- _What you need to do_:
Select each line where the word "picture" appears.

- _Raw records_:
********
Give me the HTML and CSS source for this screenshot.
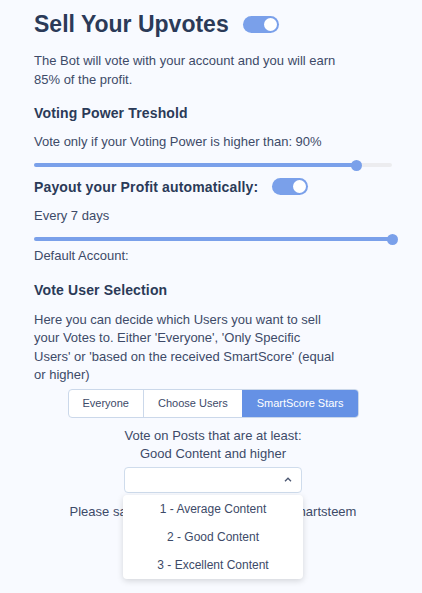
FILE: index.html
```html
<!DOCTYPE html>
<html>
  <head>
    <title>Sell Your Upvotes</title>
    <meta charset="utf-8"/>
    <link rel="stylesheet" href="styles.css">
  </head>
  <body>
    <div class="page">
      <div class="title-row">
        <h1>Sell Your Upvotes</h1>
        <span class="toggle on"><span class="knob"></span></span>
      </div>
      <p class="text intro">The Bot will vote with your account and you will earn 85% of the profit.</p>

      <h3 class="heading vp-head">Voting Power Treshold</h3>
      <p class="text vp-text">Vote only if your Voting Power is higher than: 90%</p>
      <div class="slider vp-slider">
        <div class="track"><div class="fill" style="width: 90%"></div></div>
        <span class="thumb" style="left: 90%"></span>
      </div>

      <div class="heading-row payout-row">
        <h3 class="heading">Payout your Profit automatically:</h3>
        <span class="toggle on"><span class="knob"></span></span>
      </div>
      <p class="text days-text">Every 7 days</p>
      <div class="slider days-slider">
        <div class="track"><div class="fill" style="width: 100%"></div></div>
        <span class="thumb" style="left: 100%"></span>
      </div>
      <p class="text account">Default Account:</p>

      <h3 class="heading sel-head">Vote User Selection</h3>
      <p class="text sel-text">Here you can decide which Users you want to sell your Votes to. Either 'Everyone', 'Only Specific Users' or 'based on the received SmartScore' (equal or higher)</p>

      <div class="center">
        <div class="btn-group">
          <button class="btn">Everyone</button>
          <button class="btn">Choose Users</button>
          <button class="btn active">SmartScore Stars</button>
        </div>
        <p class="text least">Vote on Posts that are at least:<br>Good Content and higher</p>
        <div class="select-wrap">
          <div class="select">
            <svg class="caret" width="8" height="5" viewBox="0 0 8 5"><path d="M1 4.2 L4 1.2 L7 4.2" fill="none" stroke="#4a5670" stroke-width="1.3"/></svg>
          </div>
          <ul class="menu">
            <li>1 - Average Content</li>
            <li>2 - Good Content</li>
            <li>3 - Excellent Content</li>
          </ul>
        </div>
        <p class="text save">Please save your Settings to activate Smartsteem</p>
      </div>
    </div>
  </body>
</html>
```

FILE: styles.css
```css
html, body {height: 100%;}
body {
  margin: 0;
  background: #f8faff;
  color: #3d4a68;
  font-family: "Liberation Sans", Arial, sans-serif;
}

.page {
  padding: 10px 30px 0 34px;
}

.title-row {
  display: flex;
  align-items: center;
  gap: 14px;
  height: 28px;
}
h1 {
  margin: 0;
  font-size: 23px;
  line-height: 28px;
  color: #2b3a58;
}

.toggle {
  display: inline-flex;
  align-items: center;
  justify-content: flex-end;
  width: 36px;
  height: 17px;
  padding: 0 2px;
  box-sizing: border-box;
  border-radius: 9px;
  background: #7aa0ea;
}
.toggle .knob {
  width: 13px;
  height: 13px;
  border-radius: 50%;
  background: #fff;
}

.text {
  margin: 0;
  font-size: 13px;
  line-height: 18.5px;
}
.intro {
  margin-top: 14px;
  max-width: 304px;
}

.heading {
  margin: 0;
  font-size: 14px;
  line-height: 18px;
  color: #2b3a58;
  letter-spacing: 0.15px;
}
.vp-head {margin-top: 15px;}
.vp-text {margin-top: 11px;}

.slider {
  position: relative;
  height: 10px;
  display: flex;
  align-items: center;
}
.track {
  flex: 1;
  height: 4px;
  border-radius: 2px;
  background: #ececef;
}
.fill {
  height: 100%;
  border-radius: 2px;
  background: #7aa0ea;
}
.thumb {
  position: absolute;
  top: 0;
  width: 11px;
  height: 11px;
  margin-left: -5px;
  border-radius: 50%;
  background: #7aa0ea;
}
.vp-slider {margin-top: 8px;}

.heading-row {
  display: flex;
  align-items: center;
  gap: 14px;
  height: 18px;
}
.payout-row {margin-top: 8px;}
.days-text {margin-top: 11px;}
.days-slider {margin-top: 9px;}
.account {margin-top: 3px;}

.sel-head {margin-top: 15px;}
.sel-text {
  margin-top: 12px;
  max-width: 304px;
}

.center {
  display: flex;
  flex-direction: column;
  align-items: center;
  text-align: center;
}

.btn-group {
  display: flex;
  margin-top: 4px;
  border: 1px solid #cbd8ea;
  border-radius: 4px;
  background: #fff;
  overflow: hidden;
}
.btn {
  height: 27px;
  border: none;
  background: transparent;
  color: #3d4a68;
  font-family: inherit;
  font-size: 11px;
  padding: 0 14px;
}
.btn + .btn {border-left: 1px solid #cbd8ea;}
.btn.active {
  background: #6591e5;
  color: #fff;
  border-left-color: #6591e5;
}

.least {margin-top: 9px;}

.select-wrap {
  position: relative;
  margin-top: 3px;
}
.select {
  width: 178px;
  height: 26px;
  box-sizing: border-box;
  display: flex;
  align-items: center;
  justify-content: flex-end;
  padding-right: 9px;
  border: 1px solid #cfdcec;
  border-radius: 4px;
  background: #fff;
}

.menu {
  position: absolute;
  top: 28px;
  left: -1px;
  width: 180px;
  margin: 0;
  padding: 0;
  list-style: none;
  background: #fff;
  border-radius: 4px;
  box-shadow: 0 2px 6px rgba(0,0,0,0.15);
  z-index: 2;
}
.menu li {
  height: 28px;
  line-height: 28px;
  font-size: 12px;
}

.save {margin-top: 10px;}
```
********
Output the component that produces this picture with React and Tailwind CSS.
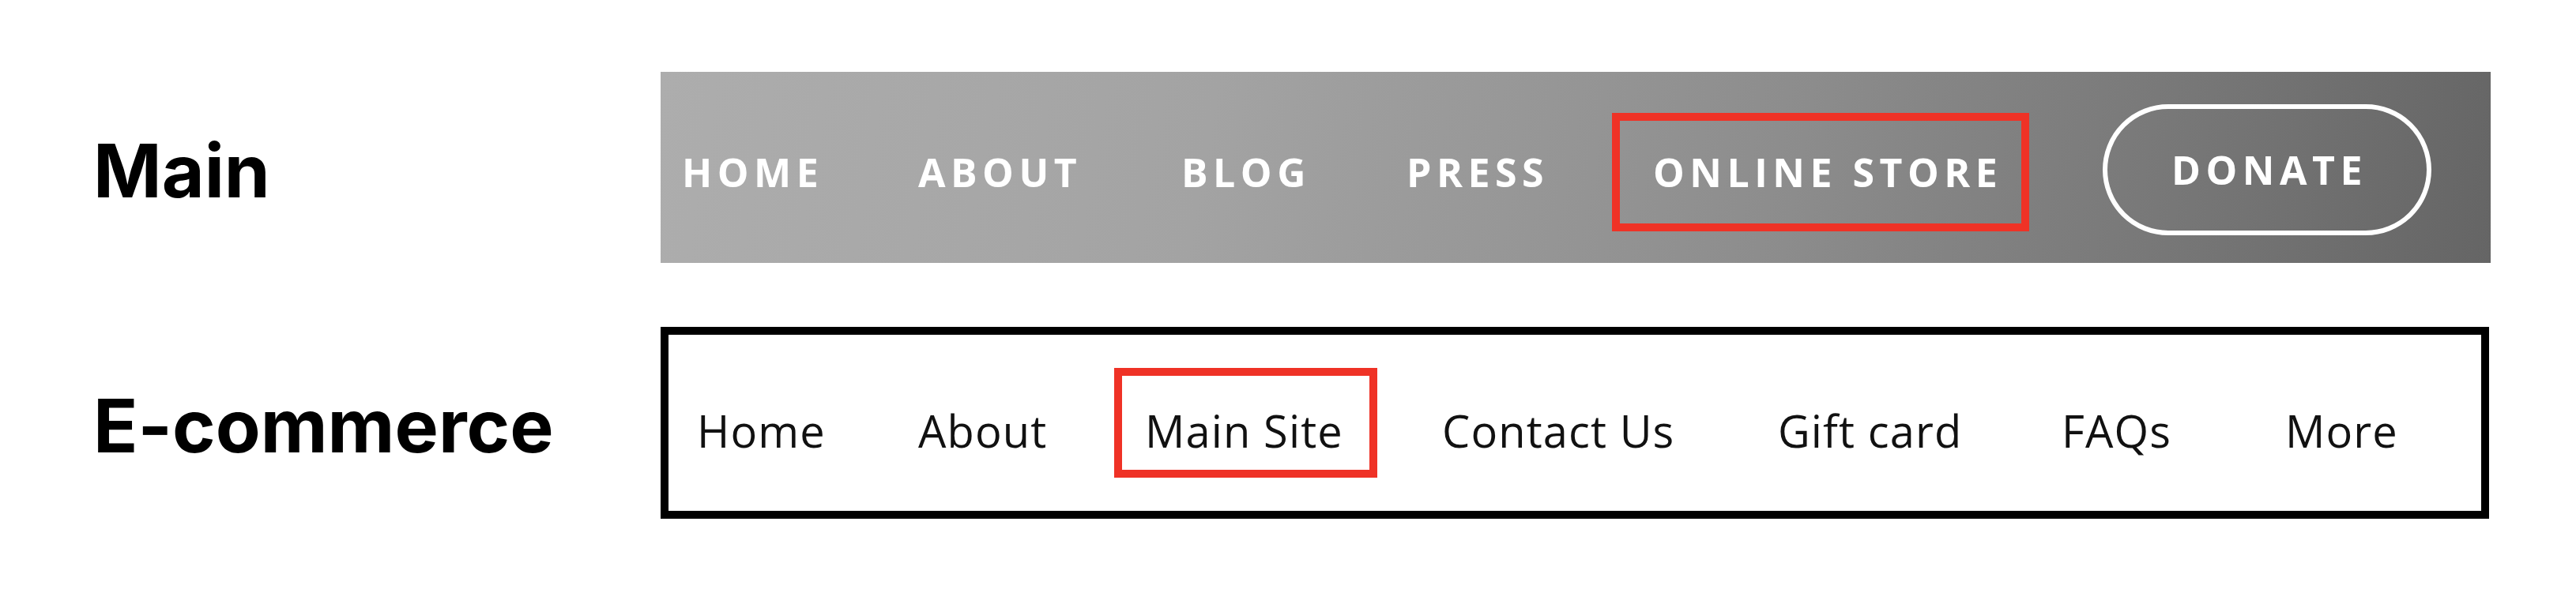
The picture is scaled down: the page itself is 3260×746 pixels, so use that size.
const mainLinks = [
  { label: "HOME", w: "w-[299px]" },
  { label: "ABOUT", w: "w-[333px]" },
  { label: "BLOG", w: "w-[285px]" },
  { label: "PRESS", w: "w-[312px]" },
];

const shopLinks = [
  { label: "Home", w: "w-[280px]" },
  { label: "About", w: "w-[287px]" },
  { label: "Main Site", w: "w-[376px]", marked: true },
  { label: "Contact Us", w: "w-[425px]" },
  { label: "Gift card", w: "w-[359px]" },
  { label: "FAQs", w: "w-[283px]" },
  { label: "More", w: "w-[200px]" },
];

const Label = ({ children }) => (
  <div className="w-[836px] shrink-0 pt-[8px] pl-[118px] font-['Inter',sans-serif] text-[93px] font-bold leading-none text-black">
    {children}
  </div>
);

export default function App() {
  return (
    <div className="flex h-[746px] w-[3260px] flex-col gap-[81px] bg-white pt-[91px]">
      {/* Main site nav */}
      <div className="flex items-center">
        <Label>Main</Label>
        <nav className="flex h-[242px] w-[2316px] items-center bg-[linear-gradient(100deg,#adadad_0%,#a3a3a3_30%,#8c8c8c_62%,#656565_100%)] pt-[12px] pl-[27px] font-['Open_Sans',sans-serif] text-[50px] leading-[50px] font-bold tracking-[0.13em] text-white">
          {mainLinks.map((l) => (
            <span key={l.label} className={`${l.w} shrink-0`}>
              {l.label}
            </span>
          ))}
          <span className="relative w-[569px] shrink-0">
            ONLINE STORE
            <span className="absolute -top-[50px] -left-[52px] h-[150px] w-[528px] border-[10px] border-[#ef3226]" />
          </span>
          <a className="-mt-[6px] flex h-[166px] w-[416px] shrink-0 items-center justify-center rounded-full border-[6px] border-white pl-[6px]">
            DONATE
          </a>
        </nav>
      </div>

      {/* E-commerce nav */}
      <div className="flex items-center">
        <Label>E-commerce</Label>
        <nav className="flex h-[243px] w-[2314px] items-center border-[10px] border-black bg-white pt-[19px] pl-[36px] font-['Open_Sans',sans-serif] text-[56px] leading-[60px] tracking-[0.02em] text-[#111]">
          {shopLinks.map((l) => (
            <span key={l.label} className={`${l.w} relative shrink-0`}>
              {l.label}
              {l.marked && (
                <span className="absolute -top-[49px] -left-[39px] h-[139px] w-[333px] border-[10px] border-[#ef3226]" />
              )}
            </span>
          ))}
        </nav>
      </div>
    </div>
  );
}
********
- _The response_:
Output the component that produces this picture with React and Tailwind CSS.
The picture is scaled down: the page itself is 3260×746 pixels, so use that size.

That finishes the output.